Jordan Gilligan, Columnist

One of the hardest things to do is to keep doing what you love despite the lack of support you receive. Perseverance is a quality not every person naturally possesses. Most of the time it's a skill that requires experience in order to develop.

People will look you in the face and tell you that you are never going to be good enough. If this hasn't happened to you yet, it probably will at some point in your life. It's already happened to me plenty of times. Hate and negativity is something we all experience in one way or another.

I have had my fair share of negative people. I've been riding horses for 14 years, and I have had coaches who didn't care or tried to put me down. When I was 16, I had a coach that told me, "I hope you fall off in front of everyone so I can say I told you so."

Coaches are not just supposed to teach you physical skills but also life skills. They are supposed to be your motivation and your reason to succeed. I had to learn quickly to be my own life coach. When these remarks would be said to me, I just brought home another blue ribbon to prove again, over and over, that they were wrong about me.

Building this extra tough skin was the hardest process to go through. Everyone goes through a stage where they have to endure the words that tighten their throats and bring tears to their eyes.

It's the people that continue forward despite the hurt that succeed in the end. People either teach themselves to be their own life coaches, or they lean on the person they trust the most. My dad was my life coach. He was at every competition and every award ceremony. He was my inspiration and my rock. The day he decided to never come back home was the day I realized I needed to be strong all on my own.

To the women reading this, no man can break your heart more than your own dad. My dad left a year and a half ago. He packed up and decided the girlfriend in California was worth more than his wife and children. My life coach taught me what corruption was, and what too much power can do to the human soul. I guess even though he is absent from my life, he is teaching me life lessons about what to do when the one person you trusted abandoned you.

The greatest life lesson I learned was my dad failed to show what love was in the midst of a depression. We all like to think we know what it means to be in love, or to truly and deeply feel love. Some say love is a physical feeling, some say it's emotional. I say love is an action.

My father said he loved me, but his heart belonged to money and power. This is called superficial love. It's fake, temporary happiness. This is what my father taught me in my 19 years of life. He showed me superficial love. And because of it I'm stronger and better from it.

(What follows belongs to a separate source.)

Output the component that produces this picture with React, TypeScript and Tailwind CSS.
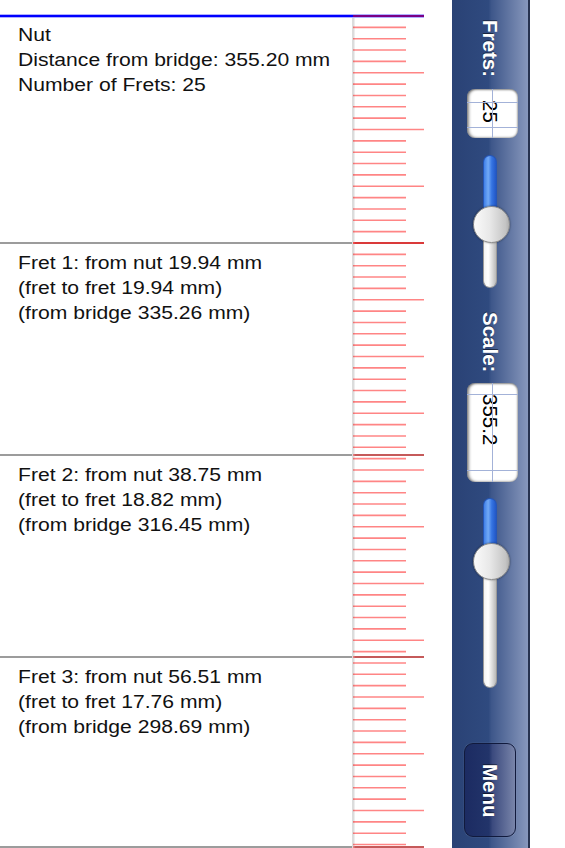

The hardest thing in the world is saying goodbye to the ones you loved. No, my father is not dead, but he might as well be. I will persevere without him. His words of verbal and emotional abuse will never keep me down. I'm standing here today, a student at one amazing university I worked to get into all by myself. I will stand at the end. I will persevere.

Stand for what you love, despite the hate. Know that the power of love can bring you to do things you never imagined. This small part of my story is what keeps me going. It's my motivation to grow to my full potential. At the end of the day everything I do is for myself. Not to impress my family or my friends, but for only me.